During each Friday session I let all of the groups know when five minutes remained. At that point, the students individually completed and handed in either the Individual Rating Report (adapted from the Literature Circles book) or the Progress-Process Person form (adapted from the Literature Circle Role Sheets book). We alternated which handout was used on a weekly basis.
On the Individual Rating Report, students graded themselves on a scale for such statements as:
  • I was responsible and brought my book to class.
  • I encouraged others to share group work.
  • I shared group time by building on the ideas of others.
There were also a few open-ended questions involving what was learned, what questions existed, and what could be improved upon for next time.
On the Progress-Process Person form, students rated all of their group members on a scale regarding whether or not they were prepared, how much they contributed while also encouraging others to contribute, and if they remained focused.

In the End

My process represents one of countless ways to facilitate literature circles, so feel free to take it, argue with it, or adapt it to fit your students' needs.
If I were to return to the classroom and revise this process, it would be interesting do away with the jobs and role sheets altogether and have the students "take full responsibility for capturing their during-reading responses using Post-its, text annotations, bookmarks, and journals" (Harvey & Daniels, 2015).
How do you or could you run literature circles in your classroom? Could literature circles work across all content areas, and not just language arts?

Source:http://www.edutopia.org/blog/almost-paperless-literature-circles-ross-cooper

Wednesday, 16 April 2014

Novel Reading: Post-It Note Tumblr Class activity


imageimageimage  I absolutely LOVE this activity. I have tried similar strategies, but this teacher describes in detail the process and outcome - I love it!
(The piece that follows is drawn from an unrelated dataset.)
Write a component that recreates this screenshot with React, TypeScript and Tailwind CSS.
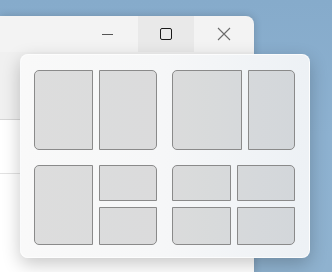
import React from 'react';

const tile = 'bg-black/[0.11] border border-[#8a8a8a]';

const SnapFlyout: React.FC = () => {
    return (
        <div className="absolute left-[20px] top-[54px] w-[290px] h-[204px] rounded-lg border border-white/70 bg-gradient-to-r from-[#f9f9f9] via-[#f6f7f8] to-[#edf1f5] shadow-[0_6px_18px_rgba(0,0,0,0.22)] pl-[13px] pt-[15px] pr-[14px] pb-[12px]">
            <div className="grid grid-cols-2 gap-x-[15px] gap-y-[15px]">
                <div className="flex gap-[6px] h-[80px]">
                    <div className={`${tile} w-[59px] rounded-l-[5px]`} />
                    <div className={`${tile} flex-1 rounded-r-[5px]`} />
                </div>
                <div className="flex gap-[6px] h-[80px]">
                    <div className={`${tile} w-[70px] rounded-l-[5px]`} />
                    <div className={`${tile} flex-1 rounded-r-[5px]`} />
                </div>
                <div className="flex gap-[6px] h-[80px]">
                    <div className={`${tile} w-[59px] rounded-l-[5px]`} />
                    <div className="flex-1 flex flex-col gap-[6px]">
                        <div className={`${tile} h-[36px] rounded-tr-[5px]`} />
                        <div className={`${tile} flex-1 rounded-br-[5px]`} />
                    </div>
                </div>
                <div className="grid grid-cols-2 grid-rows-[36px_1fr] gap-[6px] h-[80px]">
                    <div className={`${tile} rounded-tl-[5px]`} />
                    <div className={`${tile} rounded-tr-[5px]`} />
                    <div className={`${tile} rounded-bl-[5px]`} />
                    <div className={`${tile} rounded-br-[5px]`} />
                </div>
            </div>
        </div>
    );
};

const App: React.FC = () => {
    return (
        <div className="relative w-[332px] h-[272px] overflow-hidden bg-gradient-to-b from-[#86abcb] via-[#8db1d0] to-[#8fb2cf]">
            <div className="absolute left-0 top-[16px] w-[254px] h-[260px] rounded-tr-lg bg-[#f3f3f3] shadow-[0_0_8px_rgba(0,0,0,0.18)] flex flex-col">
                <div className="flex justify-end h-[36px]">
                    <div className="w-[56px] flex items-center justify-center pr-[6px]">
                        <div className="w-[11px] h-px bg-[#555]" />
                    </div>
                    <div className="w-[56px] flex items-center justify-center bg-[#e9e9e9] pr-[1px]">
                        <div className="w-[12px] h-[12px] border-[1.5px] border-[#1a1a1a] rounded-[2px]" />
                    </div>
                    <div className="w-[60px] flex items-center justify-center rounded-tr-lg pr-[1px]">
                        <svg width="14" height="14" viewBox="0 0 14 14">
                            <path d="M1 1 L13 13 M13 1 L1 13" stroke="#6b6b6b" strokeWidth="1.1" fill="none" />
                        </svg>
                    </div>
                </div>
                <div className="flex-1 flex flex-col">
                    <div className="h-[68px] bg-[#f0f0f0] border-b border-[#d6d6d6]" />
                    <div className="h-[54px] bg-white border-b border-[#e2e2e2]" />
                    <div className="flex-1 bg-white" />
                </div>
            </div>
            <SnapFlyout />
        </div>
    );
};

export default App;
In this class, students read the John Green novel of their choice.  We didn’t attempt to balance the groups. Because it was enrichment, we really wanted students to have choice and to read the novels that spoke to them.  We had about 35 students read The Fault in Our Stars.  We had just 6 students readWill Grayson, Will Grayson.  The rest of the students were scattered about equally between Paper Towns, Looking for Alaska, and An Abundance of Katherines.    
Our Goals
1) Students read independently. 2) Students come prepared to engage in text-based discussions. 3) Students write analytically about the text.
The strategy we introduced on the first day was a way of cataloging their Post-It notes during their reading.  We knew students would find a great number of passages in their reading that they found meaningful, but I wanted to push them to think more about why they passages they marked were significant.  (In previous Breakfast Club sessions, we’d found students didn’t want to annotate IN THEIR BOOKS.  For many of our kids, this was the first new book they’d ever owned and they were reluctant to write in them!)
Our students loved to highlight their favorite passages by copying them onto Post-Its.  We asked them to tag those significant passages #quotes.  We also asked them to consider other hashtags, like #characterization, #plot, and #figlang.  Students were also encouraged to write their questions and reactions on Post-Its and to tag them accordingly.  From the first week, students were excited.
Every student had a large piece of construction paper where they were able to arrange their Post-Its each week.  We used them for first check ins.  Students would read the “Tumblrs” of their group mates.  We encouraged them to “like” and “comment” on each other’s Post-Its.  They were also able to “reblog” other student’s thoughts if they wanted to add to them.  (We made sure they gave their classmates credit.)  We also had a “Teacher Tumblr”. We used this to keep track of comments we heard when listening to the group discussions and questions that came up for us.  We also invited students to add questions and comments, which they did.  With enthusiasm.
Integrating Evidence Meaningfully in Discussion and Writing
One way we used the Post-It Notes to help students get ready to speak and write about their texts was to ask them to pull out those Post-Its on which they’d written significant lines or passages from the text.  We knew our students could read and opine about the action and the characters, but they struggled to present substantial evidence to support their assertions.  Their first instincts were not to begin with the text and work out from there.  Often we’d receive writing assignments that included NO evidence from the text.  In revision, students would go back to the text looking for three or four quotes to shove into the already-written essay.  Not a lot of commentary there.  
So we asked students to pull out those quotes, and then on new Post-Its, we asked them to write a sentence or two of context.  What’s happening in the quote or passage?  What would a reader need to know?  #context Now, get another Post-It.  What does it mean?  What is the writer doing? Why is it significant to the greater meaning of the text? #commentary
Students began to understand the ways they could be commenting on the text, and they began making these notes independently as they were reading.  
It was powerful because when we asked students to come together and discuss questions about their text, they were ready to talk.  They had things to say.  They went to their Post-It Notes and some of the processing had already begun.  
The flexibility and mobility of the Post-Its also helped our students to track the development of characters and themes across the text.  They could group patterns together, they could look at statements characters made early in the text side by side with statements they’d made later in the text. 
We introduced “The Author Says, I Say” to help students see how to seamlessly integrate evidence into their own writing. 
On the last day, when we gave the students an unannounced on-demand writing assignment, you could hear a pin drop in the room.  Students who used to struggle to write a sentence had something to say.  In all the weeks leading up to the last class, we never told the students they would be expected to write, but when we asked them to, they were ready, because they had already had multiple opportunities to process their thinking, and discuss and write about the text.
Our students reported feeling more confident as readers and writers and during the debrief, they talked about ways they could use the strategies in other classes.